February 01, 2020

What Is This Spanish Village By the Sea... Without Its Movies and Bowling?

As of the end of January this year, the City of San Clemente has moved forward in nominating its North Beach as a nationally recognized historic district.

The to-be-designated North Beach Historic District would include, among others, the Ole Hanson Beach Club, the Casino San Clemente, and the old Miramar Theater.

While I've got plenty of more investigating to do on the other historic structures, I'll dive in a little more deeply on the historic theater that stands at the northern gateway of San Clemente—right on El Camino Real.

After being dormant for over 25 years—and an unsuccessful Kickstarter in 2011—the vacant Miramar Theater sold to Scottsdale, Arizona-based Fortuitous Partners and Store Capital Corporation for $7.9 million, supposedly so it could be redeveloped into a food hall. The new owners had done something similar at the Windmill Food Court in Carlsbad, North San Diego County.

It's likely a relief for all those involved, after Craig and his brother Barry Baptiste (of Mach-1 Autogroup) were squabbling—in and out of the courts—with Marc Spizzirri over ownership rights of the city's first movie theater, at least until 2018.

circa 1940

Having first opened its doors in 1938 as El Hidalgo Theater, then the Clemente Theater, the Miramar Theater was built in the Spanish Colonial Revival style (with a 44-foot tower), staying true to San Clemente founder Ole Hanson’s plans for the south Orange County city to become the "Spanish Village by the Sea."

That meant white stucco capped by red terracotta tile, ornamental balconies, rough-hewn timber beams with wrought-iron accents and arched openings, decorative wood corbels, and an entry portico. It all may seem old-fashioned now, but it was all the fashion at the time—as acclaimed theater architect Clifford A. Balch (El Rey Theatre, Fox Pomona, Golden Gate Theatre) surely knew.

The theater's original seating capacity was for 750 people; and the seats themselves allowed patrons the luxury of actually reclining in their seats. The theater also featured a modern HVAC system for heating and cooling.

Built in the same style (though less decorative), an adjacent bowling alley was added to the back of the theater in 1946.

Unfortunately, as multiplexes became more popular, Miramar Theater closed in the early 1960s, though it reopened in 1970.

The bowling center followed suit in 1971—but it never reopened, instead housing a variety of local businesses including El Toro Frame company, Dana Point Sail Makers, Big City Scuba, and even an Elk’s Lodge (until 1992).

The theater presented its first live performances in 1980—but over the course of the next several decades, it would change hands and open and close time and again.

In 2005, a fire damaged the lobby and restrooms—and the owners at the time, Susan and Terry Hirchag, were proposing to demolish the building and replace it with a mixed-use development. 

San Clemente Historical Society vehemently opposed demolition of the theater, which was eventually added to the city’s Designated Historic Structures list.
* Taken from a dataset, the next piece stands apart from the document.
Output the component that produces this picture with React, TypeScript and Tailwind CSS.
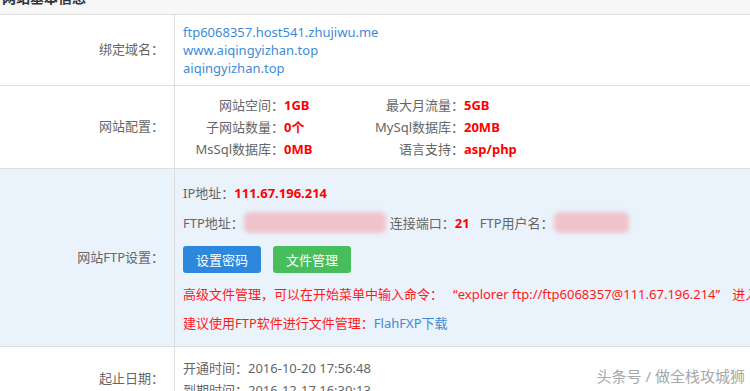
const font = 'font-["Noto_Sans","Noto_Sans_CJK_SC",sans-serif]';

const Row = ({
  label,
  children,
  className = '',
}: {
  label: string;
  children: React.ReactNode;
  className?: string;
}) => (
  <div className={`flex border-b border-[#dddddd] ${className}`}>
    <div className="w-[175px] shrink-0 border-r border-[#dddddd] flex items-center justify-end pr-[10px]">
      {label}
    </div>
    <div className="flex-1 pl-[8px] whitespace-nowrap">{children}</div>
  </div>
);

const Blur = ({ w }: { w: number }) => (
  <span
    className="inline-block h-[21px] align-middle bg-[#efc3cb] blur-[2px] rounded-[6px]"
    style={{ width: w }}
  />
);

export default function App() {
  const cfg = [
    ['网站空间：', '1GB', '最大月流量：', '5GB'],
    ['子网站数量：', '0个', 'MySql数据库：', '20MB'],
    ['MsSql数据库：', '0MB', '语言支持：', 'asp/php'],
  ];

  return (
    <div
      className={`relative w-[750px] h-[391px] overflow-hidden bg-white text-[13px] text-[#666666] ${font}`}
    >
      <div className="h-[15px] overflow-hidden bg-[#f7f7f7] border-b border-[#dddddd] pl-[2px]">
        <div className="-mt-[13px] leading-[22px] text-[14px] font-bold text-[#333333]">
          网站基本信息
        </div>
      </div>

      <Row label="绑定域名：">
        <div className="py-[8px] leading-[18px] text-[#3d8bd6]">
          <div>ftp6068357.host541.zhujiwu.me</div>
          <div>www.aiqingyizhan.top</div>
          <div>aiqingyizhan.top</div>
        </div>
      </Row>

      <Row label="网站配置：">
        <div className="py-[8px] pl-[1px] grid grid-cols-[100px_80px_100px_auto] leading-[22px]">
          {cfg.map(([l1, v1, l2, v2]) => (
            <>
              <span key={l1} className="text-right">{l1}</span>
              <span className="font-bold text-[#ff0000]">{v1}</span>
              <span className="text-right">{l2}</span>
              <span className="font-bold text-[#ff0000]">{v2}</span>
            </>
          ))}
        </div>
      </Row>

      <Row label="网站FTP设置：" className="bg-[#eaf2fb]">
        <div className="pt-[14px] pb-[13px] flex flex-col leading-[20px]">
          <div>
            IP地址：<span className="font-bold text-[#ff0000]">111.67.196.214</span>
          </div>
          <div className="mt-[9px] flex items-center">
            <span>FTP地址：</span>
            <Blur w={142} />
            <span className="ml-[4px]">连接端口：</span>
            <span className="font-bold text-[#ff0000]">21</span>
            <span className="ml-[10px]">FTP用户名：</span>
            <Blur w={75} />
          </div>
          <div className="mt-[13px] flex gap-[12px]">
            <button className="w-[78px] h-[27px] rounded-[3px] bg-[#2b88dd] text-white text-[13px]">
              设置密码
            </button>
            <button className="w-[78px] h-[27px] rounded-[3px] bg-[#48bd5b] text-white text-[13px]">
              文件管理
            </button>
          </div>
          <div className="mt-[11px] text-[#ff1a1a]">
            高级文件管理，可以在开始菜单中输入命令：
            <span className="ml-[10px]">“explorer ftp://ftp6068357@111.67.196.214”</span>
            <span className="ml-[12px]">进入</span>
          </div>
          <div className="mt-[9px] text-[#ff1a1a]">
            建议使用FTP软件进行文件管理：<span className="text-[#3d8bd6]">FlahFXP下载</span>
          </div>
        </div>
      </Row>

      <Row label="起止日期：">
        <div className="pt-[10px] pb-[10px] leading-[22px]">
          <div>开通时间：2016-10-20 17:56:48</div>
          <div>到期时间：2016-12-17 16:30:13</div>
        </div>
      </Row>

      <div className="absolute right-[5px] bottom-[4px] text-[15px] text-[#a8a8a8] [text-shadow:0_0_2px_#fff]">
        头条号 / 做全栈攻城狮
      </div>
    </div>
  );
}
Miramar Theater may never show movies or host live performances again. Reportedly its projection system needs a total update, and the sound system needs to be repairs to meet today's screening requirements (if not replaced altogether).

As big as the complex is—over 7300 square feet of the existing theater and 5200 square feet of the bowling alley—developers would be looking to fill more of the nearly 27,000-square-foot parcel by expanding both historic structures.

There are tax credits in the deal for the developer, and the development is eligible for Mills Act incentives, too.

For now, it appears to be brokered by Retail Insite—though not a lot has happened since the Historic Structures Report was published in 2013 (to read it, click here).

Hopefully, the historic district designation will help.

In the meantime, the structure is languishing—some people deeming it an eyesore. But it immediately caught my attention as a beautiful ruin.

The site is now pretty protected against trespassers (after too much vandalism had already occurred), so I didn't get inside. But Ffor relatively recent photos of the interior, click here.

And the following video is worth a watch:

1 comment:

  1. I grew up in San Clemente & lived there until 1977. As a kid my best friend & I went to the Miramar all the time. In the 60's I remember the tickets were $.50 for kids. You could buy Candy for 5, 7 & 10 cents. In 1971 or '72 the theatre was remodeled & tickets jumped up to $1.25 if you were over 12. Later I remember a 7-11 across the street to the north & we'd stop & buy candy there & sneak it in the theatre. I remember seeing The Cowboys, The Poseidon Adventure & The Pink Panther movies there, to name a few. Right down the road across the street was Dave's Mexican Restaurant. Dave was also the janitor at my school, Our Lady of Fatima. Those were good times in the '60's &'70's. I have many fond memories of growing up there.